━━━ Given data
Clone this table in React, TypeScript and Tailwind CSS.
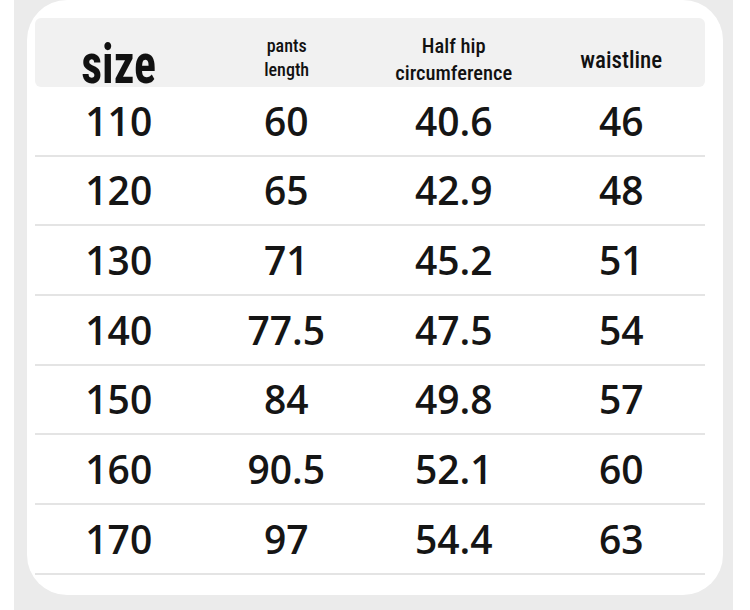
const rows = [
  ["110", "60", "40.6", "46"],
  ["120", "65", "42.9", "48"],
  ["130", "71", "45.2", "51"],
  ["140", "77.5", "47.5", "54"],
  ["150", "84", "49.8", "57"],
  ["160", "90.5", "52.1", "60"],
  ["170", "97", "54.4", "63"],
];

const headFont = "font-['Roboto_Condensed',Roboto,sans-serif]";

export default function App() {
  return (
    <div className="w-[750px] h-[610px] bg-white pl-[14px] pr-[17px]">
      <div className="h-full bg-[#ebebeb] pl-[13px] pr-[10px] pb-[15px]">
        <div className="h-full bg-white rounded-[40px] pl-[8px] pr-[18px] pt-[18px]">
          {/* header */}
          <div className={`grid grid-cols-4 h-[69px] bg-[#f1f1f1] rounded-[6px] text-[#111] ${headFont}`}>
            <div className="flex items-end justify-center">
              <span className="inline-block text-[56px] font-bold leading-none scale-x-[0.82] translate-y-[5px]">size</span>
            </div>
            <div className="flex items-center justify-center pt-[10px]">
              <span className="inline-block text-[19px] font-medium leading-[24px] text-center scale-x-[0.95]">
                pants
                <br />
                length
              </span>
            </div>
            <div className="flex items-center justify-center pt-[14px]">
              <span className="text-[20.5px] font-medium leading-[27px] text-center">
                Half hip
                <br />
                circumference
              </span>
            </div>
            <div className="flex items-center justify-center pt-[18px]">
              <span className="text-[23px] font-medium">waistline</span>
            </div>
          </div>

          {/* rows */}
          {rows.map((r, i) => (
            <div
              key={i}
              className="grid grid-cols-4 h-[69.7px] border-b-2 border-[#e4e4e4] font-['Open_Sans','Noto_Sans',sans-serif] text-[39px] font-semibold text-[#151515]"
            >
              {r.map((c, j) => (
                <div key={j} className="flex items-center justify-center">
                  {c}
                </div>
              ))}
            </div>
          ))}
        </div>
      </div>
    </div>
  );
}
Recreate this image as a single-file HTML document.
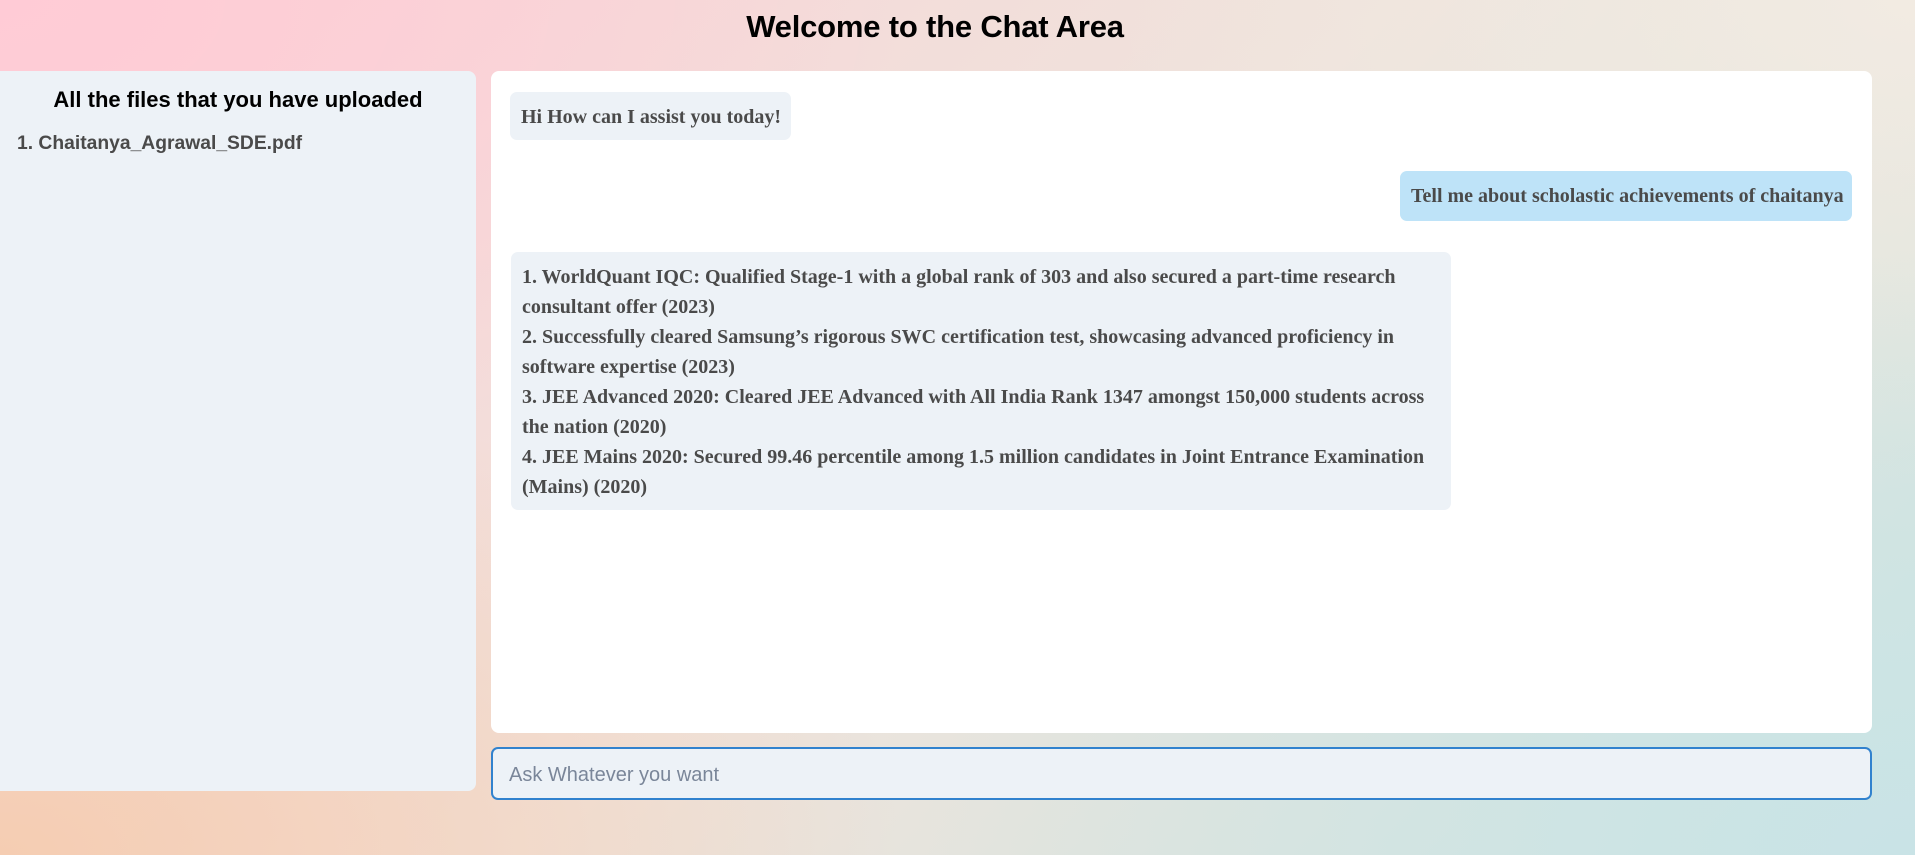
━━━━━━
* _Job_
All entries are to be retyped exactly. Omit any embedded images.

* _Output below_
Clone this table in React, TypeScript and Tailwind CSS.
const rows = [
  ["110", "60", "40.6", "46"],
  ["120", "65", "42.9", "48"],
  ["130", "71", "45.2", "51"],
  ["140", "77.5", "47.5", "54"],
  ["150", "84", "49.8", "57"],
  ["160", "90.5", "52.1", "60"],
  ["170", "97", "54.4", "63"],
];

const headFont = "font-['Roboto_Condensed',Roboto,sans-serif]";

export default function App() {
  return (
    <div className="w-[750px] h-[610px] bg-white pl-[14px] pr-[17px]">
      <div className="h-full bg-[#ebebeb] pl-[13px] pr-[10px] pb-[15px]">
        <div className="h-full bg-white rounded-[40px] pl-[8px] pr-[18px] pt-[18px]">
          {/* header */}
          <div className={`grid grid-cols-4 h-[69px] bg-[#f1f1f1] rounded-[6px] text-[#111] ${headFont}`}>
            <div className="flex items-end justify-center">
              <span className="inline-block text-[56px] font-bold leading-none scale-x-[0.82] translate-y-[5px]">size</span>
            </div>
            <div className="flex items-center justify-center pt-[10px]">
              <span className="inline-block text-[19px] font-medium leading-[24px] text-center scale-x-[0.95]">
                pants
                <br />
                length
              </span>
            </div>
            <div className="flex items-center justify-center pt-[14px]">
              <span className="text-[20.5px] font-medium leading-[27px] text-center">
                Half hip
                <br />
                circumference
              </span>
            </div>
            <div className="flex items-center justify-center pt-[18px]">
              <span className="text-[23px] font-medium">waistline</span>
            </div>
          </div>

          {/* rows */}
          {rows.map((r, i) => (
            <div
              key={i}
              className="grid grid-cols-4 h-[69.7px] border-b-2 border-[#e4e4e4] font-['Open_Sans','Noto_Sans',sans-serif] text-[39px] font-semibold text-[#151515]"
            >
              {r.map((c, j) => (
                <div key={j} className="flex items-center justify-center">
                  {c}
                </div>
              ))}
            </div>
          ))}
        </div>
      </div>
    </div>
  );
}
Recreate this image as a single-file HTML document.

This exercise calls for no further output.